◆ WHAT TO DO ◆
In the entries below, identify every line with the string "React" and copy it.

+ + +

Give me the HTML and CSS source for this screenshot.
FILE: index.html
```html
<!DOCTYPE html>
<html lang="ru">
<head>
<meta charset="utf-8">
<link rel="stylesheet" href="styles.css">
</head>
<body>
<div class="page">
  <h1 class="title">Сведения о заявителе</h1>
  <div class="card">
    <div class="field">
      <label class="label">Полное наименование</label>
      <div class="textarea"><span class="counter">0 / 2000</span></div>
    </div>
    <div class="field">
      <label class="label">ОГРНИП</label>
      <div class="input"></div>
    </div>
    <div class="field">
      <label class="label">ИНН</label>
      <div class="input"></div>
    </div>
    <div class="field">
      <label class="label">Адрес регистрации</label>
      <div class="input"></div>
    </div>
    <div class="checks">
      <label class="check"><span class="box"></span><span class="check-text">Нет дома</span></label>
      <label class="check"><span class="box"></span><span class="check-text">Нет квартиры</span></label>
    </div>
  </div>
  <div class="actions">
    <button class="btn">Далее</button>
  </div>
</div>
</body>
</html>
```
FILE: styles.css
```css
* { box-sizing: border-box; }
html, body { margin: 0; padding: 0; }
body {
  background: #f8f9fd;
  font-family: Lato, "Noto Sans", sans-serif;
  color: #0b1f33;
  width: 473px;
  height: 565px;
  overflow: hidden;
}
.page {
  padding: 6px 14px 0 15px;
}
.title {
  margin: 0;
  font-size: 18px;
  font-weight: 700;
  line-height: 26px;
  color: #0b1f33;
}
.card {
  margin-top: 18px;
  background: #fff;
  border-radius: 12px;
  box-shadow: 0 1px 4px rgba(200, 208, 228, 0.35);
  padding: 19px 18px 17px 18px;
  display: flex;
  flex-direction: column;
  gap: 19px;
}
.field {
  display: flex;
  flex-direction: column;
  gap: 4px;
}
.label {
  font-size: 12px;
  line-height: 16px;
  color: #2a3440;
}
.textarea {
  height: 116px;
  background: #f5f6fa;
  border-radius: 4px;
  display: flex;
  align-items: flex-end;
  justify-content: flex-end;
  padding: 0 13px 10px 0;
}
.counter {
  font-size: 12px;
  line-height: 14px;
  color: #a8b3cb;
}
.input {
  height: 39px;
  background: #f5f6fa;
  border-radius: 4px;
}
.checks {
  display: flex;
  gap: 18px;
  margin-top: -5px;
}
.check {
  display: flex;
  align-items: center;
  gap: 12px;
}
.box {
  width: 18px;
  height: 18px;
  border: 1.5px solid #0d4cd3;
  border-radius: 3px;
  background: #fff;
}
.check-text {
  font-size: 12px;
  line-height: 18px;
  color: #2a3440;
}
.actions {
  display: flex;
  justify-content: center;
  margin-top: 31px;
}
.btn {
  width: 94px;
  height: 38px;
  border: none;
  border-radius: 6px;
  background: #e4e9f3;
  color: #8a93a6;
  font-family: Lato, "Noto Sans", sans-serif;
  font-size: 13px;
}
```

+ + +

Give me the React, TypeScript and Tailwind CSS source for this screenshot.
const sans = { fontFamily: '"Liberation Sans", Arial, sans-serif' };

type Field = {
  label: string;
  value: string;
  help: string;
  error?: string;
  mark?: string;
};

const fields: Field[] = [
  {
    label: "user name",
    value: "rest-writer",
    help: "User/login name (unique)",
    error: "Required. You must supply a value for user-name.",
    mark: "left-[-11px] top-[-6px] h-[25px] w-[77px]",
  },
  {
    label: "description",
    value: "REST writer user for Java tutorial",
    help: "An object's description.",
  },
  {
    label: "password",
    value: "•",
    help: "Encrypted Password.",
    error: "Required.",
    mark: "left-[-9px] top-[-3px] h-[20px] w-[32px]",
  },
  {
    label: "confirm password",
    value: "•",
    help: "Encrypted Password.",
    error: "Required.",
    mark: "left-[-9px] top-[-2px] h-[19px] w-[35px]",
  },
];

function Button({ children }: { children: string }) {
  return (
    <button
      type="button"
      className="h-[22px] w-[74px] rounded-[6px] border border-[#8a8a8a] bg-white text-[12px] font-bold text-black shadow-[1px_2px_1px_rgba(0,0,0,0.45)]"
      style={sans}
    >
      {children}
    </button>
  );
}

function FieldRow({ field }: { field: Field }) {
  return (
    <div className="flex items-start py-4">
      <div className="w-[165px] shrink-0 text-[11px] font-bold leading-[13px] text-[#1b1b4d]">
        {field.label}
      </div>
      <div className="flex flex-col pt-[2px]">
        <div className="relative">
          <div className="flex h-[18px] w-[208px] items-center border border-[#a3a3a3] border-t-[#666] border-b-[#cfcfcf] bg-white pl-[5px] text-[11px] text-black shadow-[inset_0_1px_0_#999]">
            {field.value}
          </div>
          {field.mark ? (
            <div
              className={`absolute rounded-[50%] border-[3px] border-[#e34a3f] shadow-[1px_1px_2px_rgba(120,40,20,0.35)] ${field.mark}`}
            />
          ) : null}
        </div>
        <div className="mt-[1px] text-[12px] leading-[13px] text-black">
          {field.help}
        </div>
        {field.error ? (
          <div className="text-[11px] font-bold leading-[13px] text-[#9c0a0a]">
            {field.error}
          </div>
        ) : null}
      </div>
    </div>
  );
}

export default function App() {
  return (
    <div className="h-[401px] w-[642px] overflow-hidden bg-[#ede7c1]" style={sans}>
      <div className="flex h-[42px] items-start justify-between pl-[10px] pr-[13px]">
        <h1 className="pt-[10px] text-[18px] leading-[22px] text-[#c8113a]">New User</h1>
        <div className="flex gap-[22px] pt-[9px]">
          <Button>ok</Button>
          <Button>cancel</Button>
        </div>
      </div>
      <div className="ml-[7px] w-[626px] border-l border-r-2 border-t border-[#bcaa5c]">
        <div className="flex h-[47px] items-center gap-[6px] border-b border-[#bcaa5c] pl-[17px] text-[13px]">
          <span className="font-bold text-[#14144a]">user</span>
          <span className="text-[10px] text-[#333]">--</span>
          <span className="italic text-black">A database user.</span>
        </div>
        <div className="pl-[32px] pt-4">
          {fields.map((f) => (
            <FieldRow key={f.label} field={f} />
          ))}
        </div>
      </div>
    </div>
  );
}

+ + +

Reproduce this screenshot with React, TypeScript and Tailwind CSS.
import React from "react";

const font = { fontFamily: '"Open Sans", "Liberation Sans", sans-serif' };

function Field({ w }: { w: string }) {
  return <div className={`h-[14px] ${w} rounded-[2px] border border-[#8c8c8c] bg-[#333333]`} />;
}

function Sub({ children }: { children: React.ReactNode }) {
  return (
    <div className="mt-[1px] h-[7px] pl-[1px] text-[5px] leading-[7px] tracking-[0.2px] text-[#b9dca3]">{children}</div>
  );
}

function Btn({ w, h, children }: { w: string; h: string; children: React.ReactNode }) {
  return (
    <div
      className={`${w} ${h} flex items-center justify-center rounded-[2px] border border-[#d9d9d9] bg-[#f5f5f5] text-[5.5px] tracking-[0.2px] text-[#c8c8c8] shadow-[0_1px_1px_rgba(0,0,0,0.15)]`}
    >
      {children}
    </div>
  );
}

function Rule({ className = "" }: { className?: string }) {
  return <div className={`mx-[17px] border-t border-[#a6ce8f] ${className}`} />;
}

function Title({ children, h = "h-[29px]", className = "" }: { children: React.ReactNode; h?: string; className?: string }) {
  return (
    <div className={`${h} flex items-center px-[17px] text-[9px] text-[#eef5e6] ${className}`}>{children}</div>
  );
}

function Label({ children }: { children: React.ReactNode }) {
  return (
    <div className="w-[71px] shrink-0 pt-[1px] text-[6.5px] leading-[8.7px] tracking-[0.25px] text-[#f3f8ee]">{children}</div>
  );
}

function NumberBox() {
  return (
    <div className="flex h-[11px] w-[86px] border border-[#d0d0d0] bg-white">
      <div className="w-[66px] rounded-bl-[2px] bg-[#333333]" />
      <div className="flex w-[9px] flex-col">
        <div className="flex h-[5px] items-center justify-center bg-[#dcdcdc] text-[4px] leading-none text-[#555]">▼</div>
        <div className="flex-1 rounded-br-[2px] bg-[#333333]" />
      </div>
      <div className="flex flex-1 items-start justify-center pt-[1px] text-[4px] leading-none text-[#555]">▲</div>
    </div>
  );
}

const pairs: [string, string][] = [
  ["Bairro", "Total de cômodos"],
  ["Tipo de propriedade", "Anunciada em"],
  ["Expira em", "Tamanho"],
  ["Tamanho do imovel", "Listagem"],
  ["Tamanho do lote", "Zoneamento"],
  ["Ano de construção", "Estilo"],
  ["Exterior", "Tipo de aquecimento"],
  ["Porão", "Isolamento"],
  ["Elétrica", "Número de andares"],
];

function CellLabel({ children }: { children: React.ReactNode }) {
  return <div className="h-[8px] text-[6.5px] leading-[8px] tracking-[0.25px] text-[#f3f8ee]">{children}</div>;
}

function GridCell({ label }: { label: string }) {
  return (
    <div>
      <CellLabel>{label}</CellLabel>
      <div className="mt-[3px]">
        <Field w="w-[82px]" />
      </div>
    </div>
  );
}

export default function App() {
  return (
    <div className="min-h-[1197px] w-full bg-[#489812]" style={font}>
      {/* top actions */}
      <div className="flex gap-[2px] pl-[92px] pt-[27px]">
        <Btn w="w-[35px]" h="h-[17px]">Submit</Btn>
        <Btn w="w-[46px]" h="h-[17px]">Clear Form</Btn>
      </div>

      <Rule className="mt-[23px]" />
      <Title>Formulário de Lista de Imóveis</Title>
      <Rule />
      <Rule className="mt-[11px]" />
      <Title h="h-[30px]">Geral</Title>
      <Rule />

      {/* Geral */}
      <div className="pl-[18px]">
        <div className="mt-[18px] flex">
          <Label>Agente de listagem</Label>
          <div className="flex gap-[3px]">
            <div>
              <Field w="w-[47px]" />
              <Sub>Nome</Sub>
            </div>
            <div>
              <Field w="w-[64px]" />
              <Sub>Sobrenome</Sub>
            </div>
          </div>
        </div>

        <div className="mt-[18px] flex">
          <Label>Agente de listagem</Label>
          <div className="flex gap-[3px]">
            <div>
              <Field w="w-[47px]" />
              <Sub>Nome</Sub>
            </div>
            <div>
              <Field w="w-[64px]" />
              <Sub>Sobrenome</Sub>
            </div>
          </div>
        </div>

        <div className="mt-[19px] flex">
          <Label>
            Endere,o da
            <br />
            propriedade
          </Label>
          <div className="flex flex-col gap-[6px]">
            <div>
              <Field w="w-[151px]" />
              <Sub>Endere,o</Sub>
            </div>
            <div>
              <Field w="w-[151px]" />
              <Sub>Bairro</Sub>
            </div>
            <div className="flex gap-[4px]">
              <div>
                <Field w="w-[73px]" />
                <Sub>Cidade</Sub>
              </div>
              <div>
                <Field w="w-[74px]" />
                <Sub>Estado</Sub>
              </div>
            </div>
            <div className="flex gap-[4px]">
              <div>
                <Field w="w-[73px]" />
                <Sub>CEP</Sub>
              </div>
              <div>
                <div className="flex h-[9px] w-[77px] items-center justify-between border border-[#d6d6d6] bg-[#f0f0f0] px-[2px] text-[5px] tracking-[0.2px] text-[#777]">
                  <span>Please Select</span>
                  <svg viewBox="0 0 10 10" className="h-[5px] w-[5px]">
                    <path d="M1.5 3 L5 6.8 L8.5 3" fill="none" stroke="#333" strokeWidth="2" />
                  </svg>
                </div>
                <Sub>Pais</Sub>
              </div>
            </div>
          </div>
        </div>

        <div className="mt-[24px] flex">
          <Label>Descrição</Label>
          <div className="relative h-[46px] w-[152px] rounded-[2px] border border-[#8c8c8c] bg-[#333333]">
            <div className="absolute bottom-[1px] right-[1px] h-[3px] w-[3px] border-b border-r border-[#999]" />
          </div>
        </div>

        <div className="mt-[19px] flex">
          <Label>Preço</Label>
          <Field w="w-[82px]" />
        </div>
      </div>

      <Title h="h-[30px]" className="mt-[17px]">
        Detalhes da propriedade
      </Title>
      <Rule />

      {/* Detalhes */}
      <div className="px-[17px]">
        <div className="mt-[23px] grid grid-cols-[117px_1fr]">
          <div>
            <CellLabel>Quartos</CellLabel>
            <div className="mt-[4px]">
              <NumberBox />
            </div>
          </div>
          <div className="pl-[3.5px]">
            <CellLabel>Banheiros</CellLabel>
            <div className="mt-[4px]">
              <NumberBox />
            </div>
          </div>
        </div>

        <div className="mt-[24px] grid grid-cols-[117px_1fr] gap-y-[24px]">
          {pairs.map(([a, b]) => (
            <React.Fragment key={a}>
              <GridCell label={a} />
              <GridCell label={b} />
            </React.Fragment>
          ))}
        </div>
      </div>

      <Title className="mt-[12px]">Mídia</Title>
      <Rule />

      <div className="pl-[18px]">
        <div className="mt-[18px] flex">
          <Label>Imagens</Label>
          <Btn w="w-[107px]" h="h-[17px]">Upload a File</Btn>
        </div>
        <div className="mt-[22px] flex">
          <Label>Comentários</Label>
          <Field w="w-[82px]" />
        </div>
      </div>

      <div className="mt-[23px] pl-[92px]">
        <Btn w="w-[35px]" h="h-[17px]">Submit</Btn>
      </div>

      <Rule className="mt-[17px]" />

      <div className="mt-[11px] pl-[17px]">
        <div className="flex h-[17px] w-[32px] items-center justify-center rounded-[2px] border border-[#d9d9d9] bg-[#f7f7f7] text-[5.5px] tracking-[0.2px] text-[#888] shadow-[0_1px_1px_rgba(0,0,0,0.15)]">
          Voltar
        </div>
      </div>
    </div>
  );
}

+ + +

◆ THE REPLY ◆
Give me the React, TypeScript and Tailwind CSS source for this screenshot.
Reproduce this screenshot with React, TypeScript and Tailwind CSS.
import React from "react";
function Sub({ children }: { children: React.ReactNode }) {
function Btn({ w, h, children }: { w: string; h: string; children: React.ReactNode }) {
function Title({ children, h = "h-[29px]", className = "" }: { children: React.ReactNode; h?: string; className?: string }) {
function Label({ children }: { children: React.ReactNode }) {
function CellLabel({ children }: { children: React.ReactNode }) {
            <React.Fragment key={a}>
            </React.Fragment>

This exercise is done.